Not a Pretty Picture

‘The Queen of Versailles’ gives you a closeup of David and Jackie Siegel’s lives as metaphors for wretched excess.

 

Watching successful people fall and kicking them while they’re down is as American as apple pie and overeating. The distance of the fall is proportional to wealth and status. You know, the bigger they are, the harder they fall? And few are bigger than David Siegel, the biggest private timeshare resort owner in the world.
 
A few years ago, Siegel fell off the top of his world, with an unfinished 90,000-square-foot Windermere home made of borrowed money and bad taste landing on top of him. Many of us know this story, having watched Siegel’s plunge play out in the media (including this magazine’s June 2009 issue) as the financial crisis put a chokehold on his Westgate Resorts timeshare business just as he built a $1 billion resort on the Las Vegas Strip.
 
As big as Siegel, 77, was (and still is) in terms of wealth, his wife, Jacqueline, 46, was (and no doubt still is) bigger yet in terms of flaunting it. The latter is why I suspect the documentary about Siegel’s financial downfall came to be titled The Queen of Versailles.
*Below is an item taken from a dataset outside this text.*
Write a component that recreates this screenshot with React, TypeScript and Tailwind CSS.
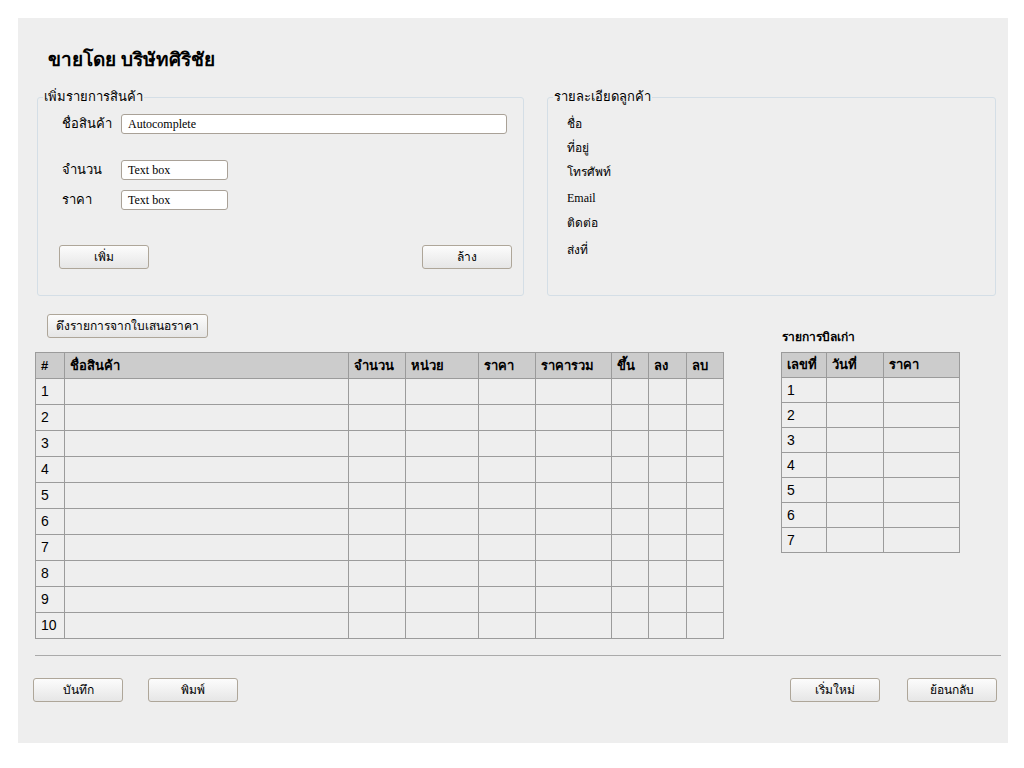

Showing at the Enzian theater in Maitland this month, the movie is the result of director Lauren Greenfield’s two years of filming the couple, most often at their 34,000-square-foot mansion. The film shows the Siegel home bursting at the seams, with eight children, several frou-frou lap dogs that are not housebroken, nannies and piles of clutter everywhere. The Siegels are hoarders, which complements the movie’s underlying theme of the consequences of wretched excess. 
 
“Over the top” is a phrase that Jackie wears like one of her outfits that features a revealing bustline. Early in the movie she casually reveals that she spent about a million bucks a year on her wardrobe before her husband’s fortunes went south. Money is so tight that the kids have been moved into public schools and been warned they might actually have to go to college and support themselves. On a Christmas morning, while the kids and David seem numb as they unwrap one cheap present after another that Jackie bought at Walmart, the Queen glows as she treats herself to caviar that she says cost $2,000.
 
David Siegel’s narrative throughout the film is more focused, with him stressing over his financial problems from beginning to end. Watching Siegel—and even Jackie—take it on the chin will bring you little, if any, joy. You can’t help but admire Siegel’s resolve to rescue his company and complete Versailles, the American Dream on steroids. 
 
Since the filming has wrapped, Siegel reportedly got Versailles, which had been put up for sale, out of foreclosure and he plans to complete it. However, he had to unload Westgate’s crown jewel in Vegas. Yet Siegel said in a statement that Westgate is more profitable than ever today and that the film isn’t a fair portrayal of the company. “I can handle people criticizing me or my family,’’ he said. “What I don’t like is someone manipulating reality to make it seem as if our company is unhealthy or doesn’t do business the right way.”
 
The Queen of Versailles could be a period piece about America’s rise and fall in the last decade. The Siegels may not be your typical American family, but their story is typical—albeit to the extreme—of the damage wrought by the Great Recession.  
 
Go ahead and kick them if you like. But be warned, they’ll kick back.